When there are other components in a gas or liquid, they may have relaxation times that are sufficiently close to the acoustic periods of interest that their “equilibration” to the acoustically induced changes cannot be considered to occur instantaneously. In air, for example, if there is water vapor present, it will equilibrate with the O2 and N2 over times that are comparable to the periods of sound waves of interest for human perception (i.e., 20 Hz ≲ f ≲ 20 kHz). Figure 14.2 shows the relaxation frequencies as a function of the mole fraction, h, of H2O and also relative humidity as a percentage .

Those equilibration times are dependent upon the gas mixture’s temperature, pressure, and mixture concentration (i.e., mole fraction of water vapor, h, or relative humidity, RH) . It is apparent that the relaxation frequencies in Fig. 14.2 are in the audio range for ordinary values of temperature and humidity .

$$\begin{array}{c}{f}_{rO}=\frac{p_m}{p_{ref}}\left\{24+\left[\frac{\left(4.04x{10}^4h\right)\left(0.02+h\right)}{0.391+h}\right]\right\}\\ {}{f}_{rN}=\frac{p_m}{p_{ref}}{\left(\frac{T}{T_{ref}}\right)}^{-\frac{1}{2}}\left(9+280h\kern0.5em \exp \left\{-4.170\left[{\left(\frac{T}{T_{ref}}\right)}^{-1/3}-1\right]\right\}\right)\end{array}}$$
(14.33)

The relaxation frequencies for water vapor and nitrogen, frN, and for water vapor and oxygen, frO, assume a standard atmospheric composition with 78.1% nitrogen, 20.9% oxygen, and 314 ppm carbon dioxide at a reference pressure, pref = 101,325 Pa, and reference temperature, Tref = 293.15 K = 20.0 °C. In Eq. (14.33), the molar concentration of water vapor, h, is expressed in percent. For ordinary atmospheric conditions near sea level, 0.2% ≲ h ≲ 2.0%.

To relate RH to h (both in %), it is first necessary to calculate the saturated vapor pressure of water in air, psat, relative to ambient pressure, pref = 101.325 kPa, using the triple-point isotherm temperature, T01 = 273.16 K = +0.01 °C.

$$\frac{p_{sat}}{p_{ref}}={10}^C;\kern1em C=-6.8346{\left(\frac{T_{01}}{T}\right)}^{1.261}+4.6151$$
(14.34)

The molar concentration of water vapor, h, in percent, can then be expressed in terms of the relative humidity, RH, also in percent .

$$h= RH\left(\frac{p_{sat}}{p_m}\right)$$
(14.35)

A similar effect is observed in seawater where boric acid, B(OH)3, and magnesium sulfate, MgSO4, have relaxation frequencies of 1.18 kHz and 145 kHz, respectively, at 20 °C . In the case of these salts, the relaxation time represents the pressure-dependent association-dissociation reaction between the dissolved salts and their ions.

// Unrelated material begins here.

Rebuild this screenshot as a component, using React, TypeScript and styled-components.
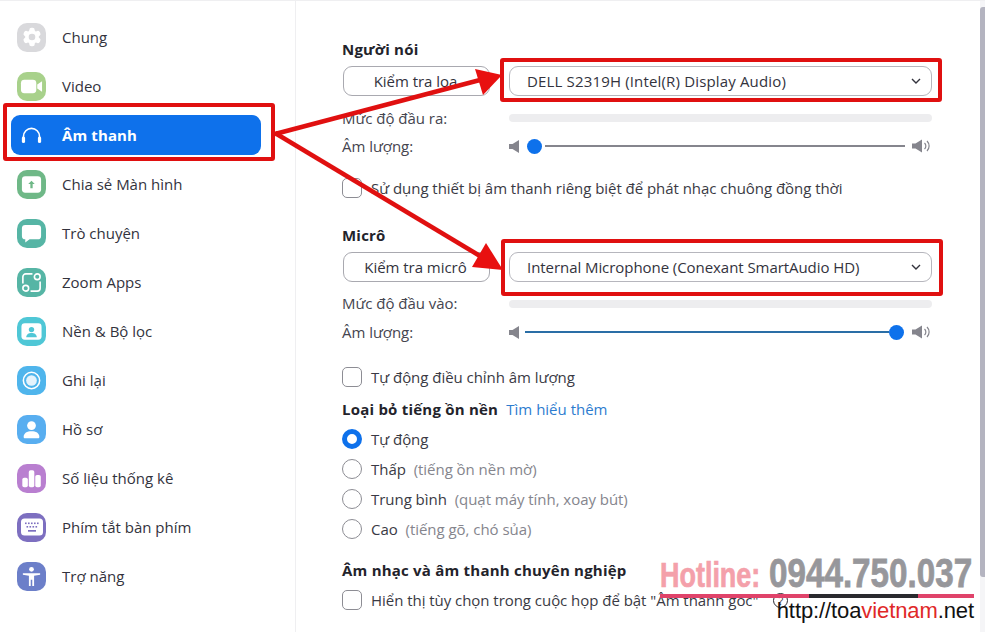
import React from "react";
import styled, { createGlobalStyle } from "styled-components";

const Global = createGlobalStyle`
  html, body { margin: 0; padding: 0; background: #fff; }
  body { font-family: "Open Sans", "Noto Sans", sans-serif; color: #2b2b33; overflow: hidden; }
  * { box-sizing: border-box; }
`;

const Page = styled.div`
  position: relative;
  width: 985px;
  height: 632px;
  overflow: hidden;
  background: #fff;
  display: flex;
  border-top: 1px solid #efeff1;
`;
const Sidebar = styled.nav`
  width: 296px;
  flex: none;
  border-right: 1px solid #efeff1;
  padding: 16px 11px 0 11px;
  display: flex;
  flex-direction: column;
  gap: 9px;
`;
const Item = styled.div<{ $active?: boolean }>`
  height: 40px;
  width: 250px;
  display: flex;
  align-items: center;
  gap: 16px;
  padding-left: 6px;
  border-radius: 9px;
  font-size: 15px;
  letter-spacing: ${(p) => (p.$active ? "0.12px" : "0")};
  font-weight: ${(p) => (p.$active ? 700 : 400)};
  color: ${(p) => (p.$active ? "#fff" : "#33333d")};
  background: ${(p) => (p.$active ? "#0e71eb" : "transparent")};
`;
const IconTile = styled.span<{ $color: string }>`
  width: 29px;
  height: 29px;
  flex: none;
  border-radius: 10px;
  background: ${(p) => p.$color};
  display: flex;
  align-items: center;
  justify-content: center;
`;
const Content = styled.main`
  flex: 1;
  padding: 36px 0 0 46px;
  display: flex;
  flex-direction: column;
  font-size: 15px;
  letter-spacing: -0.04px;
`;
const Heading = styled.div<{ $top?: number }>`
  font-weight: 700;
  line-height: 24px;
  height: 24px;
  color: #23232b;
  letter-spacing: 0.22px;
  white-space: nowrap;
  margin-top: ${(p) => p.$top ?? 0}px;
`;
const ControlRow = styled.div`
  display: flex;
  gap: 19px;
  margin-top: 5px;
  margin-left: 1px;
  height: 30px;
`;
const TestButton = styled.div`
  width: 147px;
  height: 30px;
  border: 1px solid #a9a9b0;
  border-radius: 9px;
  display: flex;
  align-items: center;
  justify-content: center;
  color: #33333d;
  padding-right: 2px;
`;
const Select = styled.div<{ $tracking: number }>`
  width: 423px;
  height: 30px;
  border: 1px solid #b6b6bd;
  border-radius: 9px;
  display: flex;
  align-items: center;
  justify-content: space-between;
  padding: 0 9px 0 17px;
  color: #33333d;
  letter-spacing: ${(p) => p.$tracking}px;
`;
const LabelRow = styled.div<{ $top: number }>`
  display: flex;
  align-items: center;
  height: 24px;
  margin-top: ${(p) => p.$top}px;
  color: #45454f;
`;
const Label = styled.span`
  width: 167px;
  flex: none;
`;
const Level = styled.div<{ $shift: number }>`
  width: 423px;
  height: 8px;
  border-radius: 4px;
  background: #ededef;
  margin-top: ${(p) => p.$shift}px;
`;
const Slider = styled.div`
  width: 422px;
  display: flex;
  align-items: center;
`;
const Thumb = styled.span<{ $margin: string }>`
  width: 15px;
  height: 15px;
  border-radius: 50%;
  background: #0e71eb;
  flex: none;
  margin: ${(p) => p.$margin};
`;
const Track = styled.span<{ $color: string; $margin: string }>`
  flex: 1;
  height: 2px;
  background: ${(p) => p.$color};
  margin: ${(p) => p.$margin};
`;
const CheckRow = styled.div<{ $top: number }>`
  display: flex;
  align-items: center;
  height: 24px;
  gap: 9px;
  margin-top: ${(p) => p.$top}px;
  color: #3a3a44;
  white-space: nowrap;
`;
const Box = styled.span`
  width: 20px;
  height: 20px;
  flex: none;
  border: 1px solid #8d8d94;
  border-radius: 5px;
  background: #fff;
`;
const Radio = styled.span<{ $on?: boolean }>`
  width: 20px;
  height: 20px;
  flex: none;
  border-radius: 50%;
  background: #fff;
  border: ${(p) => (p.$on ? "5px solid #0e71eb" : "1px solid #8d8d94")};
`;
const Hint = styled.span`
  color: #85858d;
  margin-left: 4px;
`;
const Link = styled.span`
  color: #2d7ccf;
  font-weight: 400;
  letter-spacing: 0;
  margin-left: 4px;
`;
const Help = styled.span`
  display: inline-flex;
  width: 15px;
  height: 15px;
  border: 1px solid #2b2b33;
  border-radius: 50%;
  align-items: center;
  justify-content: center;
  font-size: 11px;
  margin-left: 15px;
  vertical-align: 1px;
`;
const ScrollTrack = styled.div`
  position: absolute;
  right: 0;
  top: 0;
  width: 5px;
  height: 100%;
  padding: 6px 0 55px;
  background: #f5f5f7;
`;
const ScrollThumb = styled.div`
  height: 100%;
  border-radius: 3px 0 0 3px;
  background: #b4b4c0;
`;
const Overlay = styled.svg`
  position: absolute;
  left: 0;
  top: -1px;
  pointer-events: none;
`;
const Watermark = styled.div`
  position: absolute;
  left: 660px;
  top: 554px;
  width: 314px;
  font-family: "Liberation Sans", sans-serif;
`;
const BigLine = styled.div`
  display: flex;
  align-items: baseline;
  gap: 9px;
  height: 36px;
  line-height: 36px;
  font-weight: 700;
  white-space: nowrap;
`;
const Hot = styled.span`
  color: #f4a0aa;
  display: inline-block;
  font-size: 35px;
  -webkit-text-stroke: 0.7px #f4a0aa;
  transform: scaleX(0.77);
  transform-origin: left center;
  width: 100px;
`;
const Phone = styled.span`
  color: #97979b;
  display: inline-block;
  font-size: 41px;
  -webkit-text-stroke: 0.8px #97979b;
  transform: scaleX(0.81);
  transform-origin: left center;
  width: 204px;
`;
const Rule = styled.div`
  height: 4px;
  margin-top: 3px;
  background: linear-gradient(90deg, #e0436a 0 149px, #2a2a2e 149px 258px, #e0436a 258px);
`;
const Url = styled.div`
  text-align: right;
  font-size: 22px;
  line-height: 24px;
  margin-top: 1px;
  color: #111;
  letter-spacing: -0.1px;
  span { color: #e02828; }
`;

const Gear = () => (
  <svg width="22" height="22" viewBox="0 0 24 24" fill="#fff">
    {[0, 60, 120].map((a) => (
      <rect key={a} x="9" y="2" width="6" height="20" rx="2.500" transform={`rotate(${a} 12 12)`} />
    ))}
    <circle cx="12" cy="12" r="7.500" />
    <circle cx="12" cy="12" r="3.600" fill="#d9d9dc" />
  </svg>
);
const Cam = () => (
  <svg width="23" height="23" viewBox="0 0 24 24" fill="#fff">
    <rect x="1" y="5" width="16" height="14" rx="3.500" />
    <path d="M18 10l5-3.500v11L18 14z" />
  </svg>
);
const Headphones = () => (
  <svg width="21" height="17" viewBox="0 0 22 18" fill="none">
    <path d="M2.500 12V10a8.500 8.500 0 0117 0v2" stroke="#fff" strokeWidth="1.700" />
    <rect x="0.800" y="10" width="3.400" height="7" rx="1.700" fill="#fff" />
    <rect x="17.800" y="10" width="3.400" height="7" rx="1.700" fill="#fff" />
  </svg>
);
const Share = () => (
  <svg width="23" height="23" viewBox="0 0 24 24">
    <rect x="2" y="3.500" width="20" height="17" rx="3.500" fill="#fff" />
    <path d="M12 8l3.400 3.600h-2.200V16h-2.400v-4.400H8.600z" fill="#6fb887" />
  </svg>
);
const Chat = () => (
  <svg width="23" height="23" viewBox="0 0 24 24" fill="#fff">
    <path d="M5.500 3h13A3.500 3.500 0 0122 6.500v8a3.500 3.500 0 01-3.500 3.500H10l-4.500 3.500V18A3.500 3.500 0 012 14.500v-8A3.500 3.500 0 015.500 3z" />
  </svg>
);
const Apps = () => (
  <svg width="23" height="23" viewBox="0 0 24 24" fill="none" stroke="#fff" strokeWidth="1.700">
    <path d="M13 3H6a3 3 0 00-3 3v7" />
    <path d="M11 21h7a3 3 0 003-3v-7" />
    <circle cx="18" cy="6" r="3" />
    <circle cx="6" cy="18" r="3" />
  </svg>
);
const Background = () => (
  <svg width="23" height="23" viewBox="0 0 24 24">
    <rect x="1.500" y="3.500" width="21" height="17" rx="3.500" fill="#fff" />
    <circle cx="12" cy="10" r="2.800" fill="#4fc7d6" />
    <path d="M6.500 18c0-3 2.500-4.500 5.500-4.500s5.500 1.500 5.500 4.500z" fill="#4fc7d6" />
  </svg>
);
const Record = () => (
  <svg width="23" height="23" viewBox="0 0 24 24">
    <circle cx="12" cy="12" r="8.500" fill="none" stroke="#fff" strokeWidth="1.600" />
    <circle cx="12" cy="12" r="5.600" fill="#e4f3fc" />
  </svg>
);
const Person = () => (
  <svg width="21" height="21" viewBox="0 0 24 24" fill="#fff">
    <circle cx="12" cy="7.500" r="5" />
    <path d="M3 20.500c0-4.500 4-6.500 9-6.500s9 2 9 6.500c0 .8-.6 1.500-1.500 1.500h-15C3.600 22 3 21.300 3 20.500z" />
  </svg>
);
const Stats = () => (
  <svg width="21" height="21" viewBox="0 0 24 24" fill="#fff">
    <rect x="1.500" y="11" width="6.300" height="11" rx="2" />
    <rect x="8.900" y="2.500" width="6.300" height="19.500" rx="2" />
    <rect x="16.300" y="8" width="6.300" height="14" rx="2" />
  </svg>
);
const Keyboard = () => (
  <svg width="24" height="24" viewBox="0 0 24 24">
    <rect x="1" y="3.500" width="22" height="17" rx="3.500" fill="#fff" />
    {[5, 8, 11, 14, 17].map((x) => (
      <rect key={x} x={x} y="7.500" width="1.600" height="1.600" fill="#7d6fc0" />
    ))}
    {[6.5, 9.5, 12.5, 15.5].map((x) => (
      <rect key={x} x={x} y="11" width="1.600" height="1.600" fill="#7d6fc0" />
    ))}
    <rect x="8" y="15" width="8" height="1.700" fill="#7d6fc0" />
  </svg>
);
const Access = () => (
  <svg width="23" height="23" viewBox="0 0 24 24" fill="#fff">
    <circle cx="12" cy="4.500" r="2.500" />
    <path d="M3 8.500h18v1.800l-6.300 1V22h-1.900v-6.500h-1.600V22H9.300V11.300L3 10.300z" />
  </svg>
);
const Chevron = () => (
  <svg width="12" height="12" viewBox="0 0 12 12" fill="none" stroke="#33333d" strokeWidth="1.400">
    <path d="M2 4l4 4 4-4" />
  </svg>
);
const SpeakerLow = () => (
  <svg width="11" height="13" viewBox="0 0 11 13" fill="#85858d">
    <path d="M0 4h3.500L10 0v13L3.500 9H0z" />
  </svg>
);
const SpeakerHigh = () => (
  <svg width="19" height="14" viewBox="0 0 19 14" fill="none">
    <path d="M0 4.500h3.500L10 .5v13l-6.500-4H0z" fill="#85858d" />
    <path d="M12.500 4a4 4 0 010 6M15 2a7 7 0 010 10" stroke="#85858d" strokeWidth="1.200" />
  </svg>
);

const menu: [string, string, React.ReactNode][] = [
  ["Chung", "#d9d9dc", <Gear />],
  ["Video", "#a8d18b", <Cam />],
  ["Âm thanh", "transparent", <Headphones />],
  ["Chia sẻ Màn hình", "#6fb887", <Share />],
  ["Trò chuyện", "#56b5a5", <Chat />],
  ["Zoom Apps", "#56b5a5", <Apps />],
  ["Nền & Bộ lọc", "#4fc7d6", <Background />],
  ["Ghi lại", "#4fb5ec", <Record />],
  ["Hồ sơ", "#58aef0", <Person />],
  ["Số liệu thống kê", "#b97fd0", <Stats />],
  ["Phím tắt bàn phím", "#7d6fc0", <Keyboard />],
  ["Trợ năng", "#6c7fc9", <Access />],
];

const ArrowOverlay = () => (
  <Overlay width="985" height="632" viewBox="0 0 985 632">
    <g fill="none" stroke="#e01010" strokeWidth="4">
      <rect x="5" y="105" width="268" height="54" rx="1" />
      <rect x="502" y="60" width="438" height="40" rx="1" />
      <rect x="503" y="241" width="438" height="53" rx="1" />
    </g>
    <g stroke="#e01010" strokeWidth="4.500" fill="none">
      <path d="M275 134L480 80" />
      <path d="M275 133L480 256" />
    </g>
    <path d="M502 75L475 69L483 95z" fill="#e81010" />
    <path d="M503 270L472 267L486 243z" fill="#e81010" />
  </Overlay>
);

export default function App() {
  return (
    <Page>
      <Global />
      <Sidebar>
        {menu.map(([label, color, icon], i) => (
          <Item key={label} $active={i === 2}>
            <IconTile $color={color}>{icon}</IconTile>
            {label}
          </Item>
        ))}
      </Sidebar>
      <Content>
        <Heading>Người nói</Heading>
        <ControlRow>
          <TestButton>Kiểm tra loa</TestButton>
          <Select $tracking={0.16}>
            DELL S2319H (Intel(R) Display Audio)
            <Chevron />
          </Select>
        </ControlRow>
        <LabelRow $top={10}>
          <Label>Mức độ đầu ra:</Label>
          <Level $shift={-1} />
        </LabelRow>
        <LabelRow $top={4}>
          <Label>Âm lượng:</Label>
          <Slider>
            <SpeakerLow />
            <Thumb $margin="0 3px 0 7px" />
            <Track $color="#85858d" $margin="0 7px 0 0" />
            <SpeakerHigh />
          </Slider>
        </LabelRow>
        <CheckRow $top={18}>
          <Box />
          Sử dụng thiết bị âm thanh riêng biệt để phát nhạc chuông đồng thời
        </CheckRow>
        <Heading $top={23}>Micrô</Heading>
        <ControlRow>
          <TestButton>Kiểm tra micrô</TestButton>
          <Select $tracking={-0.06}>
            Internal Microphone (Conexant SmartAudio HD)
            <Chevron />
          </Select>
        </ControlRow>
        <LabelRow $top={9}>
          <Label>Mức độ đầu vào:</Label>
          <Level $shift={2} />
        </LabelRow>
        <LabelRow $top={5}>
          <Label>Âm lượng:</Label>
          <Slider>
            <SpeakerLow />
            <Track $color="#2a6ea6" $margin="0 0 0 5px" />
            <Thumb $margin="0 8px 0 0" />
            <SpeakerHigh />
          </Slider>
        </LabelRow>
        <CheckRow $top={21}>
          <Box />
          Tự động điều chỉnh âm lượng
        </CheckRow>
        <Heading $top={8}>
          Loại bỏ tiếng ồn nền <Link>Tìm hiểu thêm</Link>
        </Heading>
        <CheckRow $top={6}>
          <Radio $on />
          Tự động
        </CheckRow>
        <CheckRow $top={6}>
          <Radio />
          <span>
            Thấp <Hint>(tiếng ồn nền mờ)</Hint>
          </span>
        </CheckRow>
        <CheckRow $top={6}>
          <Radio />
          <span>
            Trung bình <Hint>(quạt máy tính, xoay bút)</Hint>
          </span>
        </CheckRow>
        <CheckRow $top={6}>
          <Radio />
          <span>
            Cao <Hint>(tiếng gõ, chó sủa)</Hint>
          </span>
        </CheckRow>
        <Heading $top={17}>Âm nhạc và âm thanh chuyên nghiệp</Heading>
        <CheckRow $top={6}>
          <Box />
          <span>
            Hiển thị tùy chọn trong cuộc họp để bật "Âm thanh gốc"
            <Help>?</Help>
          </span>
        </CheckRow>
      </Content>
      <ScrollTrack>
        <ScrollThumb />
      </ScrollTrack>
      <ArrowOverlay />
      <Watermark>
        <BigLine>
          <Hot>Hotline:</Hot>
          <Phone>0944.750.037</Phone>
        </BigLine>
        <Rule />
        <Url>
          http://toa<span>vietnam</span>.net
        </Url>
      </Watermark>
    </Page>
  );
}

## 5 Attenuation due to Internal Relaxation Times

“If a system is in stable equilibrium, then any spontaneous change of its parameters must bring about processes which tend to restore the system to equilibrium.” H. L. Le ChâtelierFootnote 5

A new positive scalar coefficient, ζ, was introduced in the entropy conservation Eq. (14.12) to scale the irreversibility of hydrostatic fluid deformations. It has the same units as the shear viscosity [Pa-s]Footnote 6 and is usually of about the same magnitude. If the medium does not possess any additional internal degrees of freedom that have to be brought into equilibrium, then its value can be identically zero. That constant is zero for the noble gases (He, Ne, Ar, Kr, Xe, and Rn) that are intrinsically monatomic with atoms that are spherically symmetrical, thus lacking rotational degrees of freedom (see Sect. 7.2). On the other hand, as suggested in Fig. 14.2, if there are processes with relaxation times that are near the frequencies of interest, the value of ζ can be orders of magnitude greater than μ near those frequencies.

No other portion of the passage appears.